_GOAL_.
Retype each line of the material exactly, please, skipping any picture in it.

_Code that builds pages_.
--------------------

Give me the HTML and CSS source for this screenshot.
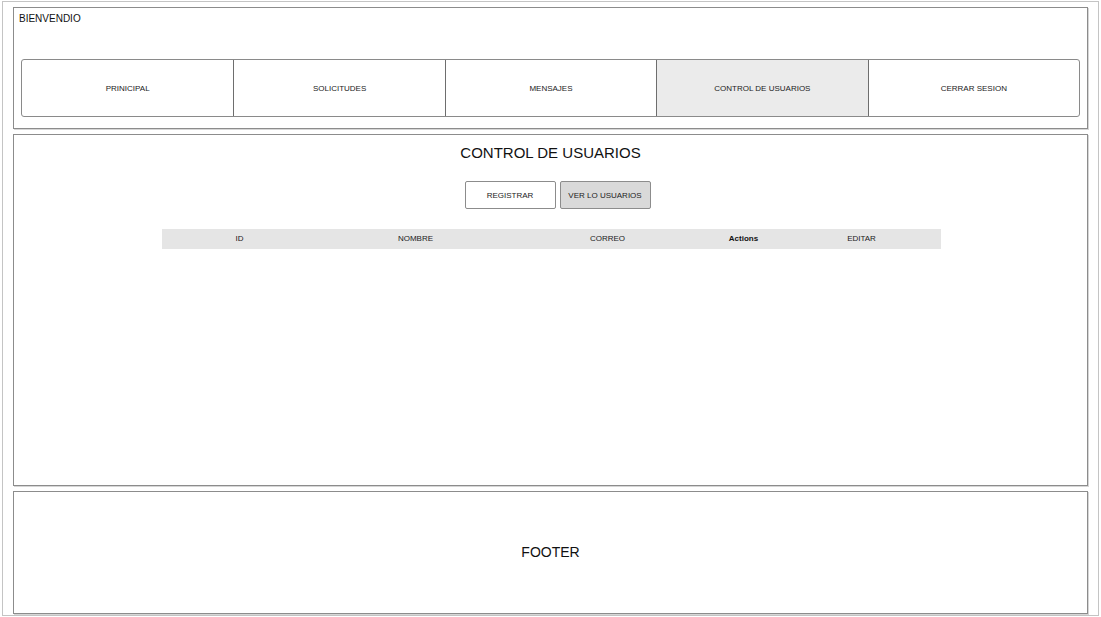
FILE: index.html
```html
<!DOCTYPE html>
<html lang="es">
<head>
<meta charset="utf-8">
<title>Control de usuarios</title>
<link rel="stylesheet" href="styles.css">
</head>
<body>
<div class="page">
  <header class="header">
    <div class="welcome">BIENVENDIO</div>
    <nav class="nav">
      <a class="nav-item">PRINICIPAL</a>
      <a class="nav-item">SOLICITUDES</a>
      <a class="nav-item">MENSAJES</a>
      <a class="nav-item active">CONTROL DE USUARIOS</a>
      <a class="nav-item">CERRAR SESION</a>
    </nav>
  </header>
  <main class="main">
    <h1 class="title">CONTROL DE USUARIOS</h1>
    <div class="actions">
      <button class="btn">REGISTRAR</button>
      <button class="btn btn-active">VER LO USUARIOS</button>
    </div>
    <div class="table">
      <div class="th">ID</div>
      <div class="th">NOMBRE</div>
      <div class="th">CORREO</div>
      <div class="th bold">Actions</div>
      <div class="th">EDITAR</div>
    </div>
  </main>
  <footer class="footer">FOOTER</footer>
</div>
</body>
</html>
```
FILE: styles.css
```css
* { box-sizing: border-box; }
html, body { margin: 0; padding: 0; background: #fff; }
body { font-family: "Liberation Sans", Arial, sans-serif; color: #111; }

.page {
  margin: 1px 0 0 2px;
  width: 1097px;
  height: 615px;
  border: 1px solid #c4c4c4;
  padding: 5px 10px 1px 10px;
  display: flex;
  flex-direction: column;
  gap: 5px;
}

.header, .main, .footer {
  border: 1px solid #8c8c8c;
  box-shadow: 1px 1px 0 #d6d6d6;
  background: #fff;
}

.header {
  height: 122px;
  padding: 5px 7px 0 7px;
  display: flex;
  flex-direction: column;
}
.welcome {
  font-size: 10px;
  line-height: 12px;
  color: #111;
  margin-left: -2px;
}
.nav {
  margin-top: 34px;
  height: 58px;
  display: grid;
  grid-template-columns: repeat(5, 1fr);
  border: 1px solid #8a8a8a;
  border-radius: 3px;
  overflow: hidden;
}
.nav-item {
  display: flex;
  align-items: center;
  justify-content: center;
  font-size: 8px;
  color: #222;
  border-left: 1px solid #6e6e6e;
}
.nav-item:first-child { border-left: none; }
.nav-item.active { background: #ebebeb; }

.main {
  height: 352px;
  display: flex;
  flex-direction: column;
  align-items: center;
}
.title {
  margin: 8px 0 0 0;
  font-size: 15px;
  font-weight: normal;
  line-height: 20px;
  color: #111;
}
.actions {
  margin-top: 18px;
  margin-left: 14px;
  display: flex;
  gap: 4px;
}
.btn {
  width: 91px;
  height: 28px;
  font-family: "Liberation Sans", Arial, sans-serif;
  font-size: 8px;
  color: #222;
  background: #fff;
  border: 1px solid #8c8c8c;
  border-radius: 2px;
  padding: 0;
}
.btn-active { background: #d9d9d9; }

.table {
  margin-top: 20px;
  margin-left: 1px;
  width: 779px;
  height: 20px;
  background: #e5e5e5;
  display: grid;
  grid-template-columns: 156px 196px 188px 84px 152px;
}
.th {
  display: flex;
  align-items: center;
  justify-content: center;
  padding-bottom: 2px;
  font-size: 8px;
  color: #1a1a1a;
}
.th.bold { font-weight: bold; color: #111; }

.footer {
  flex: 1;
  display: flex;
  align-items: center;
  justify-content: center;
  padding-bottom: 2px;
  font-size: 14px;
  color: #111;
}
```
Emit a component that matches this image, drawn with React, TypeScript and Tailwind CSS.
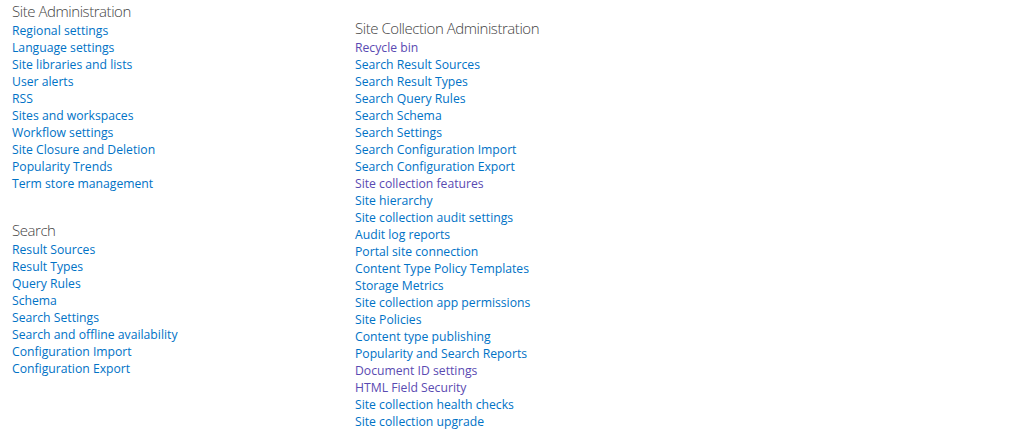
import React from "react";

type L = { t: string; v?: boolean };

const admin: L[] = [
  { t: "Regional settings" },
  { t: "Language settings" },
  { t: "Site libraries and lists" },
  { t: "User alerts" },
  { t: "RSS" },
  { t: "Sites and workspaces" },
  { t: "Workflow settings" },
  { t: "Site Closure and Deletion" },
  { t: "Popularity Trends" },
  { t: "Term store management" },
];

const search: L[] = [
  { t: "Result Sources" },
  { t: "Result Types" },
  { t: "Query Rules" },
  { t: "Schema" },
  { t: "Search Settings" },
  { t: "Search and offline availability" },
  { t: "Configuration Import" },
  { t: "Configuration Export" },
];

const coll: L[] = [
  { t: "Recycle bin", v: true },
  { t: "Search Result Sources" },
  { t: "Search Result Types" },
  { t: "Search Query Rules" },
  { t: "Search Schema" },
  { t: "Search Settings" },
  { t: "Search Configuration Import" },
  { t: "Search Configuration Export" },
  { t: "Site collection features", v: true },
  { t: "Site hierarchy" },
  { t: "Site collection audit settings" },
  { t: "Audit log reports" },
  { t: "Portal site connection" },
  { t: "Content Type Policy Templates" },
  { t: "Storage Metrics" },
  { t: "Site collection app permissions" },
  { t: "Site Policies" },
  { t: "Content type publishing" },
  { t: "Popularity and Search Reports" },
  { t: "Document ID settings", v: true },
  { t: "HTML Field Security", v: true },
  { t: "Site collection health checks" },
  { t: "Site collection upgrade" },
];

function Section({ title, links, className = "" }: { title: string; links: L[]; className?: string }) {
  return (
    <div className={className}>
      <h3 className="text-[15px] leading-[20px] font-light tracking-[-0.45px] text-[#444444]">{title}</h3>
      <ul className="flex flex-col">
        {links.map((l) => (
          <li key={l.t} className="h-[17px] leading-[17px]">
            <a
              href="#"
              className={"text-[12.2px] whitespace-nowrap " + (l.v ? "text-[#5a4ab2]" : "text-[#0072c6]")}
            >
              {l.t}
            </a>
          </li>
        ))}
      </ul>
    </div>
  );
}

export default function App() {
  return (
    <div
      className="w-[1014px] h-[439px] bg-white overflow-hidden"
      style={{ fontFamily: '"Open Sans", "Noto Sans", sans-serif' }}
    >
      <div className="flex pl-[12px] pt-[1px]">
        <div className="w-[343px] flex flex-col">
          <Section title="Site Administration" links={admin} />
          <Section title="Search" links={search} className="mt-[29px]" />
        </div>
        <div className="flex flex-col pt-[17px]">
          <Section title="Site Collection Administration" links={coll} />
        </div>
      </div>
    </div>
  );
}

--------------------

_REPLY_.
Give me the HTML and CSS source for this screenshot.
FILE: index.html
```html
<!DOCTYPE html>
<html lang="es">
<head>
<meta charset="utf-8">
<title>Control de usuarios</title>
<link rel="stylesheet" href="styles.css">
</head>
<body>
<div class="page">
  <header class="header">
    <div class="welcome">BIENVENDIO</div>
    <nav class="nav">
      <a class="nav-item">PRINICIPAL</a>
      <a class="nav-item">SOLICITUDES</a>
      <a class="nav-item">MENSAJES</a>
      <a class="nav-item active">CONTROL DE USUARIOS</a>
      <a class="nav-item">CERRAR SESION</a>
    </nav>
  </header>
  <main class="main">
    <h1 class="title">CONTROL DE USUARIOS</h1>
    <div class="actions">
      <button class="btn">REGISTRAR</button>
      <button class="btn btn-active">VER LO USUARIOS</button>
    </div>
    <div class="table">
      <div class="th">ID</div>
      <div class="th">NOMBRE</div>
      <div class="th">CORREO</div>
      <div class="th bold">Actions</div>
      <div class="th">EDITAR</div>
    </div>
  </main>
  <footer class="footer">FOOTER</footer>
</div>
</body>
</html>
```
FILE: styles.css
```css
* { box-sizing: border-box; }
html, body { margin: 0; padding: 0; background: #fff; }
body { font-family: "Liberation Sans", Arial, sans-serif; color: #111; }

.page {
  margin: 1px 0 0 2px;
  width: 1097px;
  height: 615px;
  border: 1px solid #c4c4c4;
  padding: 5px 10px 1px 10px;
  display: flex;
  flex-direction: column;
  gap: 5px;
}

.header, .main, .footer {
  border: 1px solid #8c8c8c;
  box-shadow: 1px 1px 0 #d6d6d6;
  background: #fff;
}

.header {
  height: 122px;
  padding: 5px 7px 0 7px;
  display: flex;
  flex-direction: column;
}
.welcome {
  font-size: 10px;
  line-height: 12px;
  color: #111;
  margin-left: -2px;
}
.nav {
  margin-top: 34px;
  height: 58px;
  display: grid;
  grid-template-columns: repeat(5, 1fr);
  border: 1px solid #8a8a8a;
  border-radius: 3px;
  overflow: hidden;
}
.nav-item {
  display: flex;
  align-items: center;
  justify-content: center;
  font-size: 8px;
  color: #222;
  border-left: 1px solid #6e6e6e;
}
.nav-item:first-child { border-left: none; }
.nav-item.active { background: #ebebeb; }

.main {
  height: 352px;
  display: flex;
  flex-direction: column;
  align-items: center;
}
.title {
  margin: 8px 0 0 0;
  font-size: 15px;
  font-weight: normal;
  line-height: 20px;
  color: #111;
}
.actions {
  margin-top: 18px;
  margin-left: 14px;
  display: flex;
  gap: 4px;
}
.btn {
  width: 91px;
  height: 28px;
  font-family: "Liberation Sans", Arial, sans-serif;
  font-size: 8px;
  color: #222;
  background: #fff;
  border: 1px solid #8c8c8c;
  border-radius: 2px;
  padding: 0;
}
.btn-active { background: #d9d9d9; }

.table {
  margin-top: 20px;
  margin-left: 1px;
  width: 779px;
  height: 20px;
  background: #e5e5e5;
  display: grid;
  grid-template-columns: 156px 196px 188px 84px 152px;
}
.th {
  display: flex;
  align-items: center;
  justify-content: center;
  padding-bottom: 2px;
  font-size: 8px;
  color: #1a1a1a;
}
.th.bold { font-weight: bold; color: #111; }

.footer {
  flex: 1;
  display: flex;
  align-items: center;
  justify-content: center;
  padding-bottom: 2px;
  font-size: 14px;
  color: #111;
}
```
Emit a component that matches this image, drawn with React, TypeScript and Tailwind CSS.
import React from "react";

type L = { t: string; v?: boolean };

const admin: L[] = [
  { t: "Regional settings" },
  { t: "Language settings" },
  { t: "Site libraries and lists" },
  { t: "User alerts" },
  { t: "RSS" },
  { t: "Sites and workspaces" },
  { t: "Workflow settings" },
  { t: "Site Closure and Deletion" },
  { t: "Popularity Trends" },
  { t: "Term store management" },
];

const search: L[] = [
  { t: "Result Sources" },
  { t: "Result Types" },
  { t: "Query Rules" },
  { t: "Schema" },
  { t: "Search Settings" },
  { t: "Search and offline availability" },
  { t: "Configuration Import" },
  { t: "Configuration Export" },
];

const coll: L[] = [
  { t: "Recycle bin", v: true },
  { t: "Search Result Sources" },
  { t: "Search Result Types" },
  { t: "Search Query Rules" },
  { t: "Search Schema" },
  { t: "Search Settings" },
  { t: "Search Configuration Import" },
  { t: "Search Configuration Export" },
  { t: "Site collection features", v: true },
  { t: "Site hierarchy" },
  { t: "Site collection audit settings" },
  { t: "Audit log reports" },
  { t: "Portal site connection" },
  { t: "Content Type Policy Templates" },
  { t: "Storage Metrics" },
  { t: "Site collection app permissions" },
  { t: "Site Policies" },
  { t: "Content type publishing" },
  { t: "Popularity and Search Reports" },
  { t: "Document ID settings", v: true },
  { t: "HTML Field Security", v: true },
  { t: "Site collection health checks" },
  { t: "Site collection upgrade" },
];

function Section({ title, links, className = "" }: { title: string; links: L[]; className?: string }) {
  return (
    <div className={className}>
      <h3 className="text-[15px] leading-[20px] font-light tracking-[-0.45px] text-[#444444]">{title}</h3>
      <ul className="flex flex-col">
        {links.map((l) => (
          <li key={l.t} className="h-[17px] leading-[17px]">
            <a
              href="#"
              className={"text-[12.2px] whitespace-nowrap " + (l.v ? "text-[#5a4ab2]" : "text-[#0072c6]")}
            >
              {l.t}
            </a>
          </li>
        ))}
      </ul>
    </div>
  );
}

export default function App() {
  return (
    <div
      className="w-[1014px] h-[439px] bg-white overflow-hidden"
      style={{ fontFamily: '"Open Sans", "Noto Sans", sans-serif' }}
    >
      <div className="flex pl-[12px] pt-[1px]">
        <div className="w-[343px] flex flex-col">
          <Section title="Site Administration" links={admin} />
          <Section title="Search" links={search} className="mt-[29px]" />
        </div>
        <div className="flex flex-col pt-[17px]">
          <Section title="Site Collection Administration" links={coll} />
        </div>
      </div>
    </div>
  );
}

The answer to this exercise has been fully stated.